Metallic tin quantum sheets confined in graphene toward high-efficiency carbon dioxide electroreduction

• Published in: Nature communications Vol. 7; no. 1; pp. 12697 - 8
• Main Authors: Lei, Fengcai, Liu, Wei, Sun, Yongfu, Xu, Jiaqi, Liu, Katong, Liang, Liang, Yao, Tao, Pan, Bicai, Wei, Shiqiang, Xie, Yi
• Format: Journal Article
• Language: English
• Published: London Nature Publishing Group UK 02.09.2016; Nature Publishing Group; Nature Portfolio
• Subjects: 639/638/263; 639/638/77; Adsorption; Carbon dioxide; Electrochemistry; Electrolytes; Electrons; Graphene; Humanities and Social Sciences; Metals; multidisciplinary; Oxidation; Radiation; Science; Science (multidisciplinary); Tin; Transmission electron microscopy; China
• ISSN: 2041-1723; 2041-1723
• DOI: 10.1038/ncomms12697

Ultrathin metal layers can be highly active carbon dioxide electroreduction catalysts, but may also be prone to oxidation.
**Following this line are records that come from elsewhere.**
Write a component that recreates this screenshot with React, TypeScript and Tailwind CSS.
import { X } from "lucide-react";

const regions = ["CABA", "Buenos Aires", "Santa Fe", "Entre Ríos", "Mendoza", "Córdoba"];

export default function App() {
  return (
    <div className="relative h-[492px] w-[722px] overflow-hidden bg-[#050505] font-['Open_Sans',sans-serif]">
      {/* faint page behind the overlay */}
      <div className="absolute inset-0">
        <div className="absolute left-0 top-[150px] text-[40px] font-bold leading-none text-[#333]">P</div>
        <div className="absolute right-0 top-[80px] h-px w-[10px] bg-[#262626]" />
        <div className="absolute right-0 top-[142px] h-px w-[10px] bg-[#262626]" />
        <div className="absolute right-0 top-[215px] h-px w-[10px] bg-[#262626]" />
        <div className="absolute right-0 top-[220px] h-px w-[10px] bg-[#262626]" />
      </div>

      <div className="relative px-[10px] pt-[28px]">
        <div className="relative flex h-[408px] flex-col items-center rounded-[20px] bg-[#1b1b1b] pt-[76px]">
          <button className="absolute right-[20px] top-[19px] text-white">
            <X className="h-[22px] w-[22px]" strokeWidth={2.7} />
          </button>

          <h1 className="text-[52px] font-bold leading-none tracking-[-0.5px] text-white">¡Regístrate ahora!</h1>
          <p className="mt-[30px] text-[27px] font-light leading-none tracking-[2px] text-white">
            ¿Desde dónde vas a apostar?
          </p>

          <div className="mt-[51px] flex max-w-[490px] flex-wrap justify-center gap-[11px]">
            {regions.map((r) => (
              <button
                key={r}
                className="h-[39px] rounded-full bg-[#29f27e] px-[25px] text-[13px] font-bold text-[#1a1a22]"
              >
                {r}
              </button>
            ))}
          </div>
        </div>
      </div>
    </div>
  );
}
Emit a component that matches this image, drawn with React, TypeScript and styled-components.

Here we construct a model of graphene confined ultrathin layers of highly reactive metals, taking the synthetic highly reactive tin quantum sheets confined in graphene as an example. The higher electrochemical active area ensures 9 times larger carbon dioxide adsorption capacity relative to bulk tin, while the highly-conductive graphene favours rate-determining electron transfer from carbon dioxide to its radical anion. The lowered tin–tin coordination numbers, revealed by X-ray absorption fine structure spectroscopy, enable tin quantum sheets confined in graphene to efficiently stabilize the carbon dioxide radical anion, verified by 0.13 volts lowered potential of hydroxyl ion adsorption compared with bulk tin. Hence, the tin quantum sheets confined in graphene show enhanced electrocatalytic activity and stability. This work may provide a promising lead for designing efficient and robust catalysts for electrolytic fuel synthesis. Ultrathin metal layers can be highly active carbon dioxide electroreduction catalysts but may also be prone to oxidation. Here, the authors report the fabrication of reactive tin quantum nanosheets confined in graphene and demonstrate their enhanced electrocatalytic activity and stability.